An off-road pack emphasises this with plastic wheel arches and cladding, along with a 30mm boost in ground clearance. These changes don't exactly make the Cross Turismo an off-roader but should provide reassurance on a rough track or snow-covered road. There's also 47mm of extra headroom in the rear seats compared with the standard Taycan, courtesy of the redesigned roof, and more space for luggage too. These changes also give Porsche a model with no direct rival, as cars including the Tesla Model S Plaid, Mercedes EQS and Audi e-tron GT are only available to order as four-door saloons.

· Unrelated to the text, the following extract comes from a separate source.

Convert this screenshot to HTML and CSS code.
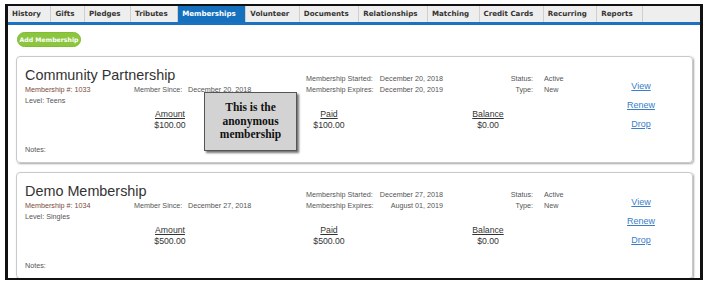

Boot space increases to as much as 446 litres (1,212 litres with the rear seats folded down), which is an increase on the 366 litres in the regular Taycan. However, that's still a lot smaller than a boxy rival like the conventionally powered Mercedes E63 Estate, which has a large 640-litre boot. One trick the E63 can't replicate is the 84-litre 'frunk' storage space under the Porsche's bonnet - every inch of the equivalent space in the Mercedes is taken up by the engine.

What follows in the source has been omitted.